DENVER (CBS4) - The U.S. Fish and Wildlife Service is deciding if gray wolves should remain a protected species in Colorado.

The U.S. Congress already removed the protection of gray wolves in Idaho and Montana and part of the state of Washington. It's also legal to hunt the wolves in Wyoming.

In the mid-1990s gray wolves were on the brink of extinction when the Fish and Wildlife Service reintroduced 66 of them in Yellowstone National Park. Twenty years later there are more than 1,600 in the northern Rocky Mountains and the feds say it's time to de-list them as an endangered species.

"I think it's purely political, it's definitely not scientific, and it's certainly not democratic," Wendy Keefover with Wildearth Guardians said. "Most people want wolves back in Colorado and in the West."

Keefover says historically wolves populated much of the country and have returned to only a small part of that habitat.

While Colorado has had three sightings in the last 10 years, including one near Walden, it's been nearly 80 years since wolves thrived in the state. The government says Colorado could support 1,000 wolves, but it also says the population has recovered to the point states should now be allowed to manage them.
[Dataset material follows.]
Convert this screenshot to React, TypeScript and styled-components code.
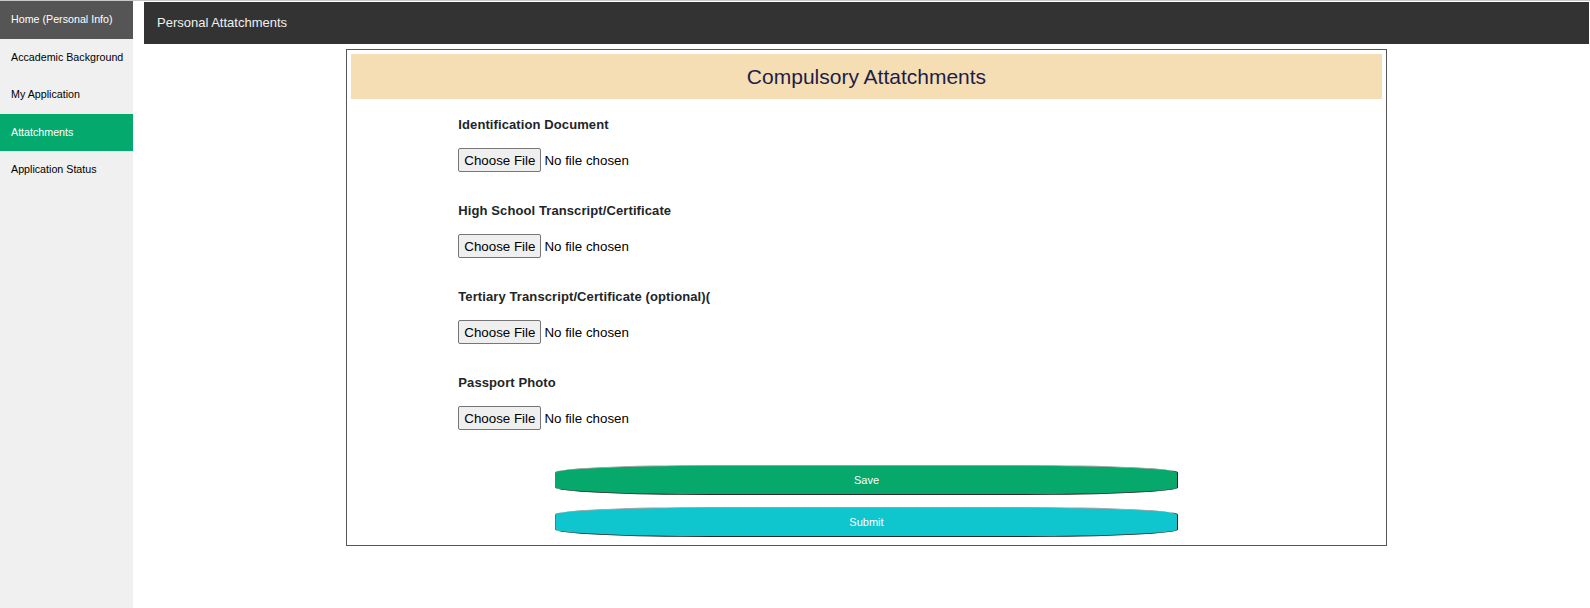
import React from "react";
import styled, { createGlobalStyle } from "styled-components";

const GlobalStyle = createGlobalStyle`
  html, body { margin: 0; padding: 0; background: #ffffff; }
  body { font-family: "Liberation Sans", Arial, sans-serif; }
  * { box-sizing: border-box; }
`;

const Page = styled.div`
  display: flex;
  min-height: 100vh;
  border-top: 1px solid #c8c8c8;
`;

const Sidebar = styled.nav`
  width: 133px;
  flex: none;
  background: #f0f0f0;
  display: flex;
  flex-direction: column;
`;

const NavLink = styled.a<{ $variant?: "hover" | "active" }>`
  display: block;
  padding: 12px 11px;
  font-size: 10.7px;
  line-height: 13.5px;
  white-space: nowrap;
  text-decoration: none;
  color: ${(p) => (p.$variant ? "#ffffff" : "#000000")};
  background: ${(p) =>
    p.$variant === "active" ? "#04aa6d" : p.$variant === "hover" ? "#555555" : "transparent"};
`;

const Main = styled.main`
  flex: 1;
  padding: 1px 1px 0 11px;
  display: flex;
  flex-direction: column;
`;

const Header = styled.header`
  height: 42px;
  background: #333333;
  color: #f0f0f0;
  font-size: 13px;
  line-height: 42px;
  padding-left: 13px;
`;

const Card = styled.section`
  width: 72%;
  margin: 5px auto 0;
  border: 1px solid #555555;
  padding: 4px;
`;

const CardTitle = styled.h2`
  margin: 0;
  height: 45px;
  line-height: 45px;
  background: #f5deb3;
  color: #1d1d4a;
  font-size: 21px;
  font-weight: normal;
  text-align: center;
`;

const Fields = styled.div`
  display: flex;
  flex-direction: column;
  gap: 31px;
  padding: 18px 0 0 107px;
`;

const Field = styled.div`
  display: flex;
  flex-direction: column;
  align-items: flex-start;
  gap: 16px;
`;

const Label = styled.label`
  font-size: 13px;
  line-height: 15px;
  font-weight: bold;
  letter-spacing: 0.1px;
  color: #212529;
`;

const FileInput = styled.input`
  font-family: "Liberation Sans", Arial, sans-serif;
  font-size: 13.33px;
  height: 24px;
  color: #000000;
  &::file-selector-button {
    font-family: "Liberation Sans", Arial, sans-serif;
    font-size: 13.33px;
    height: 24px;
    padding: 1px 5px;
    margin-right: 3px;
    background: #efefef;
    border: 1px solid #767676;
    border-radius: 2px;
    color: #000000;
  }
`;

const Actions = styled.div`
  display: flex;
  flex-direction: column;
  align-items: center;
  gap: 12px;
  margin-top: 35px;
  padding-bottom: 4px;
`;

const PillButton = styled.button<{ $color: string }>`
  width: 623px;
  height: 30px;
  border-radius: 25%;
  border-width: 1px;
  border-style: solid;
  border-color: #a0a0a0 #1a1a1a #2a2a2a #707070;
  background: ${(p) => p.$color};
  color: #ffffff;
  font-family: "Liberation Sans", Arial, sans-serif;
  font-size: 11px;
  cursor: pointer;
`;

const fields = [
  { id: "id-doc", label: "Identification Document" },
  { id: "hs", label: "High School Transcript/Certificate" },
  { id: "tert", label: "Tertiary Transcript/Certificate (optional)(" },
  { id: "photo", label: "Passport Photo" },
];

export default function App() {
  return (
    <>
      <GlobalStyle />
      <Page>
        <Sidebar>
          <NavLink href="#" $variant="hover">Home (Personal Info)</NavLink>
          <NavLink href="#">Accademic Background</NavLink>
          <NavLink href="#">My Application</NavLink>
          <NavLink href="#" $variant="active">Attatchments</NavLink>
          <NavLink href="#">Application Status</NavLink>
        </Sidebar>
        <Main>
          <Header>Personal Attatchments</Header>
          <Card>
            <CardTitle>Compulsory Attatchments</CardTitle>
            <Fields>
              {fields.map((f) => (
                <Field key={f.id}>
                  <Label htmlFor={f.id}>{f.label}</Label>
                  <FileInput id={f.id} type="file" />
                </Field>
              ))}
            </Fields>
            <Actions>
              <PillButton $color="#06a86b">Save</PillButton>
              <PillButton $color="#10c6ce">Submit</PillButton>
            </Actions>
          </Card>
        </Main>
      </Page>
    </>
  );
}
"To not allow farmers and ranchers to be able protect their private properties in case they do come onto their property and attack their herds, it doesn't make a lot sense," Dustin Zvonek with Americans for Prosperity said.

Zvonek says it's a matter of private property and state rights.

Congress has already removed the protective status for the wolves in the states where they now live. If Fish and Wildlife delists them nationwide, Colorado Parks and Wildlife says its plan is to allow them to return to Colorado and handle them on a case-by-case basis.